Exercise goal:
Collect each line containing "React".

++++++

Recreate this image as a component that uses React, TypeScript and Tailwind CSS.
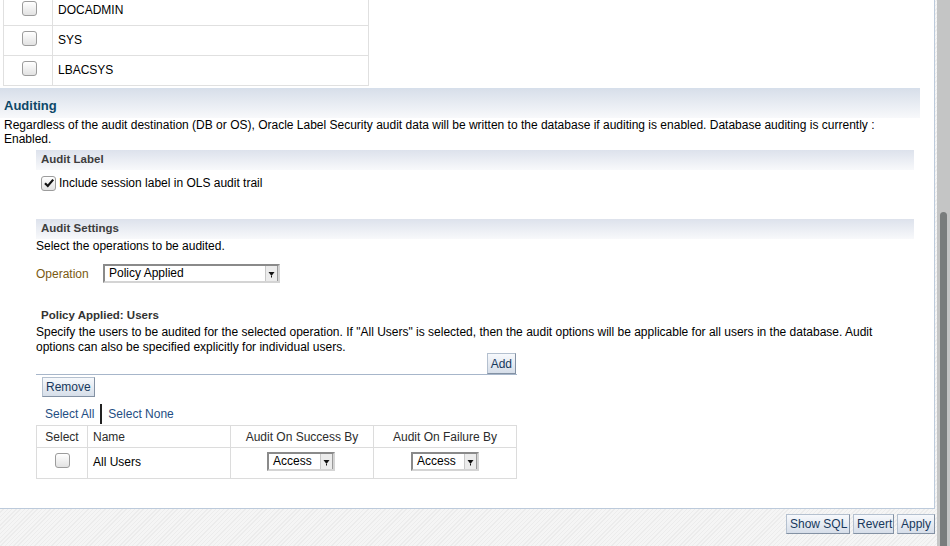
import React from 'react';

const hatch =
  'bg-[repeating-linear-gradient(135deg,#f5f5f5_0px,#f5f5f5_2px,#ececec_2px,#ececec_3px)]';

function Checkbox({ checked = false }: { checked?: boolean }) {
  return (
    <span className="inline-flex w-[15px] h-[15px] shrink-0 items-center justify-center rounded-[3px] border border-[#9c9c9c] bg-gradient-to-b from-white to-[#e2e2e2]">
      {checked && (
        <svg width="12" height="12" viewBox="0 0 12 12">
          <path d="M2 6.2 L4.8 9 L10.2 2.6" fill="none" stroke="#111" strokeWidth="2.2" />
        </svg>
      )}
    </span>
  );
}

function Button({ label, className = '' }: { label: string; className?: string }) {
  return (
    <button
      className={`h-[20px] px-[3px] whitespace-nowrap text-[12px] leading-none text-[#17385c] bg-gradient-to-b from-[#f7f9fc] to-[#d6dee9] border border-[#b4c0cf] border-r-[#8391a3] border-b-[#8391a3] ${className}`}
    >
      {label}
    </button>
  );
}

function Select({ value, width }: { value: string; width: string }) {
  return (
    <div
      className={`flex h-[19px] ${width} bg-white border-2 border-t-[#8a8a8a] border-l-[#8a8a8a] border-r-[#d4d4d4] border-b-[#d4d4d4]`}
    >
      <span className="flex-1 pl-[4px] leading-[15px] text-[12px] text-black">{value}</span>
      <span className="flex w-[13px] items-center justify-center bg-[#ececec] border-l border-[#c8c8c8] border-r border-r-[#9a9a9a]">
        <svg width="7" height="8" viewBox="0 0 7 8">
          <path d="M0.5 2 L6.5 2 L3.5 6 Z" fill="#111" />
          <rect x="3" y="6" width="1" height="1.5" fill="#111" />
        </svg>
      </span>
    </div>
  );
}

function SubHeader({ title, className = '' }: { title: string; className?: string }) {
  return (
    <div
      className={`h-[20px] w-[878px] flex items-center pl-[5px] bg-gradient-to-b from-[#dde2ec] to-[#f8f9fb] text-[11.5px] font-bold text-[#3d3d3d] ${className}`}
    >
      {title}
    </div>
  );
}

const topUsers = ['DOCADMIN', 'SYS', 'LBACSYS'];

export default function App() {
  return (
    <div className={`w-[950px] h-[546px] flex overflow-hidden ${hatch} font-['Liberation_Sans',Arial,sans-serif] text-[12px] text-black`}>
      <div className="w-[937px] flex flex-col">
        {/* Main white panel */}
        <div className="h-[509px] w-[935px] bg-white border-r border-b border-[#bccadb] overflow-hidden">
          {/* Users table (scrolled) */}
          <table className="ml-[3px] mt-[-5px] w-[366px] border-collapse border border-[#e0e0e0]">
            <tbody>
              {topUsers.map((u) => (
                <tr key={u} className="h-[30px] border-b border-[#e0e0e0]">
                  <td className="w-[49px] border-r border-[#e0e0e0] pl-[18px]">
                    <Checkbox />
                  </td>
                  <td className="pl-[5px] pb-[2px] align-middle">{u}</td>
                </tr>
              ))}
            </tbody>
          </table>

          {/* Auditing */}
          <div className="mt-[2px] h-[30px] w-[920px] flex items-end pb-[3px] pl-[4px] bg-gradient-to-b from-[#d8dfea] to-[#f8f9fb] border-t border-[#d6dfeb]">
            <span className="text-[13px] font-bold text-[#0e4868]">Auditing</span>
          </div>
          <p className="w-[915px] pl-[4px] leading-[14px]">
            Regardless of the audit destination (DB or OS), Oracle Label Security audit data will be written to the
            database if auditing is enabled. Database auditing is currently : Enabled.
          </p>

          <div className="ml-[36px]">
            {/* Audit Label */}
            <SubHeader title="Audit Label" className="mt-[4px]" />
            <label className="mt-[5px] ml-[5px] flex items-center gap-[3px] h-[16px]">
              <Checkbox checked />
              <span>Include session label in OLS audit trail</span>
            </label>

            {/* Audit Settings */}
            <SubHeader title="Audit Settings" className="mt-[28px]" />
            <p className="leading-[15px]">Select the operations to be audited.</p>

            <div className="mt-[10px] flex items-center">
              <span className="w-[67px] text-[#7a5a12]">Operation</span>
              <Select value="Policy Applied" width="w-[177px]" />
            </div>

            {/* Policy Applied: Users */}
            <div className="mt-[25px] pl-[5px] text-[11.5px] font-bold text-[#333] leading-[15px]">
              Policy Applied: Users
            </div>
            <p className="mt-[2px] w-[877px] leading-[15px]">
              Specify the users to be audited for the selected operation. If "All Users" is selected, then the audit
              options will be applicable for all users in the database. Audit options can also be specified explicitly
              for individual users.
            </p>

            <div className="mt-[-2px] w-[481px] flex justify-end border-b border-[#a7b6ca]">
              <Button label="Add" className="h-[21px] mr-[1px]" />
            </div>
            <Button label="Remove" className="mt-[2px] ml-[6px] h-[19px]" />

            <div className="mt-[6px] h-[21px] flex items-center text-[#1f4e83]">
              <span className="ml-[9px]">Select All</span>
              <span className="mx-[6px] w-[2px] h-[20px] bg-[#222]" />
              <span>Select None</span>
            </div>

            {/* Audit options table */}
            <table className="mt-[1px] w-[481px] border-collapse border border-[#dcdcdc] text-[12px]">
              <thead>
                <tr className="h-[22px] border-b border-[#dcdcdc] text-[#2c2c2c]">
                  <th className="w-[51px] font-normal border-r border-[#dcdcdc] text-center">Select</th>
                  <th className="w-[143px] font-normal border-r border-[#dcdcdc] text-left pl-[5px]">Name</th>
                  <th className="w-[143px] font-normal border-r border-[#dcdcdc] text-center">Audit On Success By</th>
                  <th className="font-normal text-center">Audit On Failure By</th>
                </tr>
              </thead>
              <tbody>
                <tr className="h-[31px]">
                  <td className="border-r border-[#dcdcdc] pl-[18px]">
                    <Checkbox />
                  </td>
                  <td className="border-r border-[#dcdcdc] pl-[5px] pb-[3px]">All Users</td>
                  <td className="border-r border-[#dcdcdc] pb-[3px]">
                    <div className="flex justify-center pr-[2px]">
                      <Select value="Access" width="w-[68px]" />
                    </div>
                  </td>
                  <td className="pb-[3px]">
                    <div className="flex justify-center">
                      <Select value="Access" width="w-[68px]" />
                    </div>
                  </td>
                </tr>
              </tbody>
            </table>
          </div>
        </div>

        {/* Footer buttons */}
        <div className="flex-1 flex justify-end items-start gap-[3px] pt-[5px] pr-[2px]">
          <Button label="Show SQL" className="w-[64px]" />
          <Button label="Revert" className="w-[41px]" />
          <Button label="Apply" className="w-[38px]" />
        </div>
      </div>

      {/* Scrollbar */}
      <div className="w-[13px] h-full bg-[#c4c5c5] flex flex-col pt-[212px] pl-[3px]">
        <div className="w-[7px] flex-1 rounded-t-[4px] bg-[#797d7d]" />
      </div>
    </div>
  );
}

++++++

Completed exercise:
Recreate this image as a component that uses React, TypeScript and Tailwind CSS.
import React from 'react';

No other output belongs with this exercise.